■ **Required task**:
The lines to extract begin at the one containing "The picture is" and run to the end of the listing; set them down exactly and alone.

■ **Dataset extract**:
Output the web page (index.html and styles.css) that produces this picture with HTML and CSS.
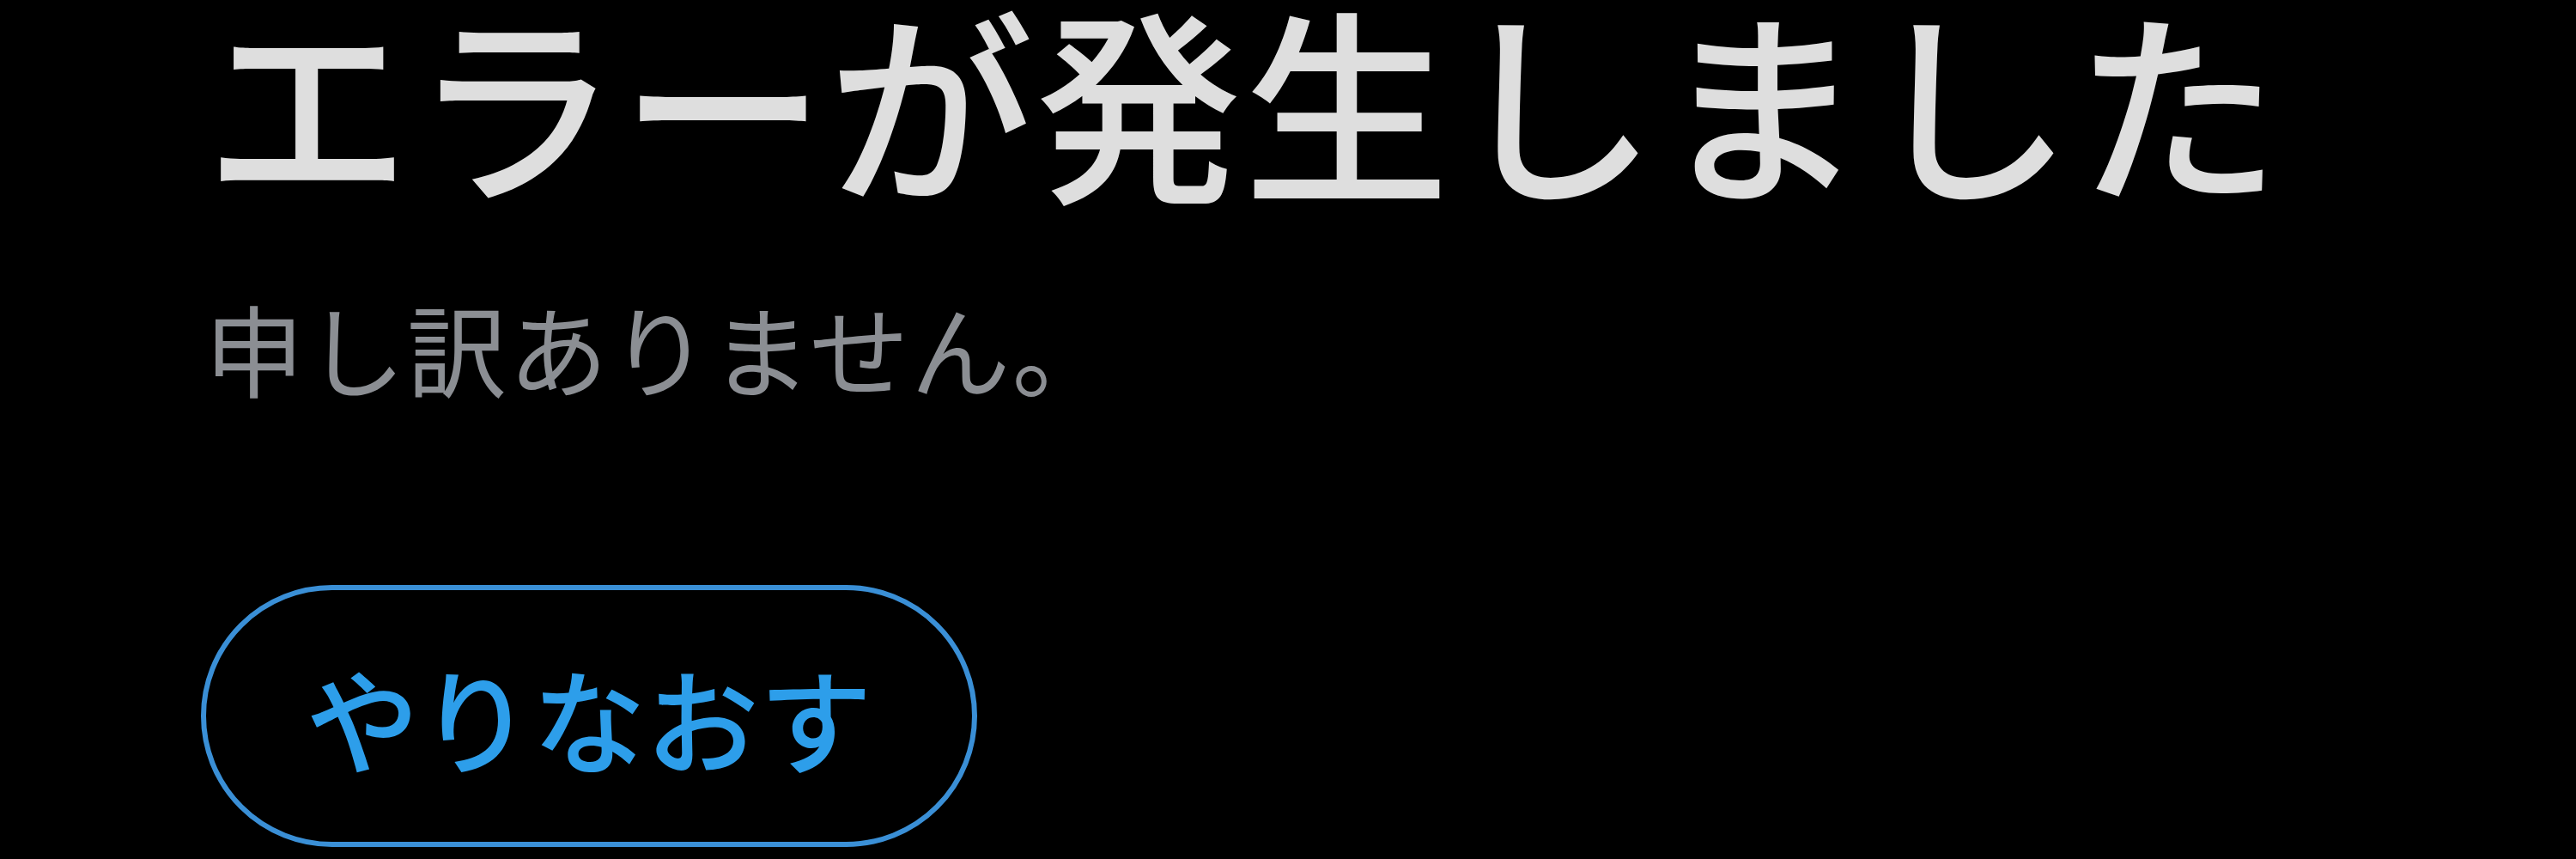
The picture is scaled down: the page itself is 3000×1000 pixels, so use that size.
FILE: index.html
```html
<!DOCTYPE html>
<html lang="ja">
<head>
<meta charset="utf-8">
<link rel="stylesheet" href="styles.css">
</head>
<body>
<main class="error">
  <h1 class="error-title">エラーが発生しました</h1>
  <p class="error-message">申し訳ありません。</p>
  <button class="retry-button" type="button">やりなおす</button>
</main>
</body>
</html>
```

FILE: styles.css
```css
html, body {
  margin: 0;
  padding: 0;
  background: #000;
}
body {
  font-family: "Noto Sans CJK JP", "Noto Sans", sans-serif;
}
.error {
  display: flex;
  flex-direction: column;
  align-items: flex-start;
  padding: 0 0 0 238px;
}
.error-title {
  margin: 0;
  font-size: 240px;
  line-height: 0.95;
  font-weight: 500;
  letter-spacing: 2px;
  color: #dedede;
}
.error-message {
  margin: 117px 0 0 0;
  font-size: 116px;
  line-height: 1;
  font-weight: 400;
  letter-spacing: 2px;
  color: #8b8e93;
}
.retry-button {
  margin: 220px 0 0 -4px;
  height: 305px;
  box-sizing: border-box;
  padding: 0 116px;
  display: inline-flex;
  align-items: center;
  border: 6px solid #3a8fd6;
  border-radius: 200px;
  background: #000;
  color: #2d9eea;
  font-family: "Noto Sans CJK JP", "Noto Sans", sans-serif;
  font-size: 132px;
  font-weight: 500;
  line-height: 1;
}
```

■ **Task response**:
The picture is scaled down: the page itself is 3000×1000 pixels, so use that size.
FILE: index.html
```html
<!DOCTYPE html>
<html lang="ja">
<head>
<meta charset="utf-8">
<link rel="stylesheet" href="styles.css">
</head>
<body>
<main class="error">
  <h1 class="error-title">エラーが発生しました</h1>
  <p class="error-message">申し訳ありません。</p>
  <button class="retry-button" type="button">やりなおす</button>
</main>
</body>
</html>
```

FILE: styles.css
```css
html, body {
  margin: 0;
  padding: 0;
  background: #000;
}
body {
  font-family: "Noto Sans CJK JP", "Noto Sans", sans-serif;
}
.error {
  display: flex;
  flex-direction: column;
  align-items: flex-start;
  padding: 0 0 0 238px;
}
.error-title {
  margin: 0;
  font-size: 240px;
  line-height: 0.95;
  font-weight: 500;
  letter-spacing: 2px;
  color: #dedede;
}
.error-message {
  margin: 117px 0 0 0;
  font-size: 116px;
  line-height: 1;
  font-weight: 400;
  letter-spacing: 2px;
  color: #8b8e93;
}
.retry-button {
  margin: 220px 0 0 -4px;
  height: 305px;
  box-sizing: border-box;
  padding: 0 116px;
  display: inline-flex;
  align-items: center;
  border: 6px solid #3a8fd6;
  border-radius: 200px;
  background: #000;
  color: #2d9eea;
  font-family: "Noto Sans CJK JP", "Noto Sans", sans-serif;
  font-size: 132px;
  font-weight: 500;
  line-height: 1;
}
```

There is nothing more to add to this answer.